Petersen, who led the Broncos to two Fiesta Bowls under the current Bowl Championship Series structure, agrees.

"I think it's a good start," he said. "You've got to start somewhere. We started probably as small as you possibly can and still call it a playoff. I think it's good. It will be interesting to see the interest and fallout from everything about it."

Petersen figures the Broncos can crack the top four - "We've got to run the table," he said - but he considers a 16-team playoff ideal.

"But with that being said, if there's 16, you have to cut your regular season down," he said. "You'd have a lot of teams play 10 games and that's that, but I still know if we had a 16-team playoff and played 10 games everybody would get more money than they do now if it's done right."


The Mountain West championship game is a hit with players, who don't like the idea of a three-way tie like the conference had last year between Boise State, San Diego State and Fresno State.

"One team is better than the other," Wyoming defensive back Marqueston Huff said. "That's how it should be. No ties."


When Utah State was in Boise in December for the Famous Idaho Potato Bowl, the Aggies were thrilled to have coach Gary Andersen committed long term.

Then he bolted for Wisconsin and offensive coordinator Matt Wells was hired.

That shouldn't affect the Aggies this season, quarterback Chuckie Keeton said.

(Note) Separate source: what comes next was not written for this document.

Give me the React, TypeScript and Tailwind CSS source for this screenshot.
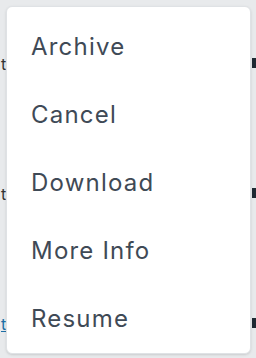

"None of the players left," he said. "Really, our expectations haven't changed in the slightest. ... We all buy into the same goals, the same objectives. We push each other to make it all the way up to those goals. The first one is a conference championship. I think we can get there."

Utah State went 11-2 and won the WAC last season.


New Mexico started last season with a 4-3 record, including a 32-29 loss to Boise State. But the Lobos lost their final six games - including four by seven points or less.

"We find that extra seven points in the offseason," linebacker Dallas Bollema said. "We've been working our butts off to get better and in order to fix those mistakes that we were making. We've become a smarter team, a more disciplined team."